* **WRITTEN EXERCISE**
Retype all of the listing exactly, passing over any picture you find.

* **MATERIAL**
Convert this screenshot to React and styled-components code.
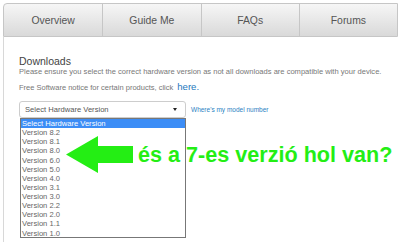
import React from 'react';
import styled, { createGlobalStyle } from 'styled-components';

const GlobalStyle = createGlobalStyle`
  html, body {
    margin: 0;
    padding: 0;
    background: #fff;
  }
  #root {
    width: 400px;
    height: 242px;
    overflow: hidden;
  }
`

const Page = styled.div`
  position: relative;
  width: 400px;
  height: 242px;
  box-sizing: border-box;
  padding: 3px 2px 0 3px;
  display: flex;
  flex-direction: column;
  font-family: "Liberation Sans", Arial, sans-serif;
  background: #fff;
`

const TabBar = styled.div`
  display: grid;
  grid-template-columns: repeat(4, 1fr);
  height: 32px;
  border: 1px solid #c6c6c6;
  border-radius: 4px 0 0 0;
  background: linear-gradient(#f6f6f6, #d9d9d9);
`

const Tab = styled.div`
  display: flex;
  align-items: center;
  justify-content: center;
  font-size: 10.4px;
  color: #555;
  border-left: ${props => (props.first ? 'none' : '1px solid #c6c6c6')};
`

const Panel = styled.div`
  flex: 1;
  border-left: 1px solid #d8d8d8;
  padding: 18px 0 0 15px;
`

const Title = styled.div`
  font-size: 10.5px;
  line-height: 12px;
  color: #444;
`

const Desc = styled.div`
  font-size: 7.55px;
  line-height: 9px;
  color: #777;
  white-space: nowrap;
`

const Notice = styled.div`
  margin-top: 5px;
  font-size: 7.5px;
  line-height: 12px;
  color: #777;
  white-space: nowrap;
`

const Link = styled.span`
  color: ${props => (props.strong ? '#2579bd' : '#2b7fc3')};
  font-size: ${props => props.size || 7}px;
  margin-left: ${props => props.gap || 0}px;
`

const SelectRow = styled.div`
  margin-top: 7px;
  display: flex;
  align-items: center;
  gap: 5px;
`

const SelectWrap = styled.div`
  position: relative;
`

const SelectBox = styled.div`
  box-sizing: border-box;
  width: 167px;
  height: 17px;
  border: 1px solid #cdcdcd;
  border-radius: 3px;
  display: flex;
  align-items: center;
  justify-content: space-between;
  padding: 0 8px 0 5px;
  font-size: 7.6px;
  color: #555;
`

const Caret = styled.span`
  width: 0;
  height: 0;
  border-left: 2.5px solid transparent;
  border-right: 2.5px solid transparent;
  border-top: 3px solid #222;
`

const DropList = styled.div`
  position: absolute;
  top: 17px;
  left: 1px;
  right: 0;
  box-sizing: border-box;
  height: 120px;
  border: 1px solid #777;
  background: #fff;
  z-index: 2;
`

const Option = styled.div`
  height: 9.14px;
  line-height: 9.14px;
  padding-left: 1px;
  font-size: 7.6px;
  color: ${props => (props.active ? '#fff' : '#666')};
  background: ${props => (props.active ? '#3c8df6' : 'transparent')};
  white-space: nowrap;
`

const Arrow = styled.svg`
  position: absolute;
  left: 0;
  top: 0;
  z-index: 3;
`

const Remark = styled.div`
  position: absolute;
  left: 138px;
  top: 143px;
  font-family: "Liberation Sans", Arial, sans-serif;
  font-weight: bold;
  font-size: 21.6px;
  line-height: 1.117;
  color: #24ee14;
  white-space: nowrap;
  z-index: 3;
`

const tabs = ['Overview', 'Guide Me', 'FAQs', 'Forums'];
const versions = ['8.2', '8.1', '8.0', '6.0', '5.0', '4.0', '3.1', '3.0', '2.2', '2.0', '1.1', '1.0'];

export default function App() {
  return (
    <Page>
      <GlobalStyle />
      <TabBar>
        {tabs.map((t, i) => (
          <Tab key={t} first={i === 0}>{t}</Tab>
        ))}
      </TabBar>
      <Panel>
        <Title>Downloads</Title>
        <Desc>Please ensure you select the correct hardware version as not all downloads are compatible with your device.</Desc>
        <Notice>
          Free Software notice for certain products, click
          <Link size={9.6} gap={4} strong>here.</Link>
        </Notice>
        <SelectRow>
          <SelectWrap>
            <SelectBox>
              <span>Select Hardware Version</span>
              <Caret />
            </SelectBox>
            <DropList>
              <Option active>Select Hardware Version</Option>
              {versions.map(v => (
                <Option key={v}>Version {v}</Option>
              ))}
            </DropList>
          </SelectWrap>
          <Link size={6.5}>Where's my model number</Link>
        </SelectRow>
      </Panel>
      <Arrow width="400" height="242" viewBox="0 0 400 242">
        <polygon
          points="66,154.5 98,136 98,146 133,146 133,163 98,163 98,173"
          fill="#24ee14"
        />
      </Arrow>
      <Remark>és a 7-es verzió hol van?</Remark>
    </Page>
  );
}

* **REPLY TO THE TASK**
Convert this screenshot to React and styled-components code.
import React from 'react';
import styled, { createGlobalStyle } from 'styled-components';

const GlobalStyle = createGlobalStyle`
  html, body {
    margin: 0;
    padding: 0;
    background: #fff;
  }
  #root {
    width: 400px;
    height: 242px;
    overflow: hidden;
  }
`

const Page = styled.div`
  position: relative;
  width: 400px;
  height: 242px;
  box-sizing: border-box;
  padding: 3px 2px 0 3px;
  display: flex;
  flex-direction: column;
  font-family: "Liberation Sans", Arial, sans-serif;
  background: #fff;
`

const TabBar = styled.div`
  display: grid;
  grid-template-columns: repeat(4, 1fr);
  height: 32px;
  border: 1px solid #c6c6c6;
  border-radius: 4px 0 0 0;
  background: linear-gradient(#f6f6f6, #d9d9d9);
`

const Tab = styled.div`
  display: flex;
  align-items: center;
  justify-content: center;
  font-size: 10.4px;
  color: #555;
  border-left: ${props => (props.first ? 'none' : '1px solid #c6c6c6')};
`

const Panel = styled.div`
  flex: 1;
  border-left: 1px solid #d8d8d8;
  padding: 18px 0 0 15px;
`

const Title = styled.div`
  font-size: 10.5px;
  line-height: 12px;
  color: #444;
`

const Desc = styled.div`
  font-size: 7.55px;
  line-height: 9px;
  color: #777;
  white-space: nowrap;
`

const Notice = styled.div`
  margin-top: 5px;
  font-size: 7.5px;
  line-height: 12px;
  color: #777;
  white-space: nowrap;
`

const Link = styled.span`
  color: ${props => (props.strong ? '#2579bd' : '#2b7fc3')};
  font-size: ${props => props.size || 7}px;
  margin-left: ${props => props.gap || 0}px;
`

const SelectRow = styled.div`
  margin-top: 7px;
  display: flex;
  align-items: center;
  gap: 5px;
`

const SelectWrap = styled.div`
  position: relative;
`

const SelectBox = styled.div`
  box-sizing: border-box;
  width: 167px;
  height: 17px;
  border: 1px solid #cdcdcd;
  border-radius: 3px;
  display: flex;
  align-items: center;
  justify-content: space-between;
  padding: 0 8px 0 5px;
  font-size: 7.6px;
  color: #555;
`

const Caret = styled.span`
  width: 0;
  height: 0;
  border-left: 2.5px solid transparent;
  border-right: 2.5px solid transparent;
  border-top: 3px solid #222;
`

const DropList = styled.div`
  position: absolute;
  top: 17px;
  left: 1px;
  right: 0;
  box-sizing: border-box;
  height: 120px;
  border: 1px solid #777;
  background: #fff;
  z-index: 2;
`

const Option = styled.div`
  height: 9.14px;
  line-height: 9.14px;
  padding-left: 1px;
  font-size: 7.6px;
  color: ${props => (props.active ? '#fff' : '#666')};
  background: ${props => (props.active ? '#3c8df6' : 'transparent')};
  white-space: nowrap;
`

const Arrow = styled.svg`
  position: absolute;
  left: 0;
  top: 0;
  z-index: 3;
`

const Remark = styled.div`
  position: absolute;
  left: 138px;
  top: 143px;
  font-family: "Liberation Sans", Arial, sans-serif;
  font-weight: bold;
  font-size: 21.6px;
  line-height: 1.117;
  color: #24ee14;
  white-space: nowrap;
  z-index: 3;
`

const tabs = ['Overview', 'Guide Me', 'FAQs', 'Forums'];
const versions = ['8.2', '8.1', '8.0', '6.0', '5.0', '4.0', '3.1', '3.0', '2.2', '2.0', '1.1', '1.0'];

export default function App() {
  return (
    <Page>
      <GlobalStyle />
      <TabBar>
        {tabs.map((t, i) => (
          <Tab key={t} first={i === 0}>{t}</Tab>
        ))}
      </TabBar>
      <Panel>
        <Title>Downloads</Title>
        <Desc>Please ensure you select the correct hardware version as not all downloads are compatible with your device.</Desc>
        <Notice>
          Free Software notice for certain products, click
          <Link size={9.6} gap={4} strong>here.</Link>
        </Notice>
        <SelectRow>
          <SelectWrap>
            <SelectBox>
              <span>Select Hardware Version</span>
              <Caret />
            </SelectBox>
            <DropList>
              <Option active>Select Hardware Version</Option>
              {versions.map(v => (
                <Option key={v}>Version {v}</Option>
              ))}
            </DropList>
          </SelectWrap>
          <Link size={6.5}>Where's my model number</Link>
        </SelectRow>
      </Panel>
      <Arrow width="400" height="242" viewBox="0 0 400 242">
        <polygon
          points="66,154.5 98,136 98,146 133,146 133,163 98,163 98,173"
          fill="#24ee14"
        />
      </Arrow>
      <Remark>és a 7-es verzió hol van?</Remark>
    </Page>
  );
}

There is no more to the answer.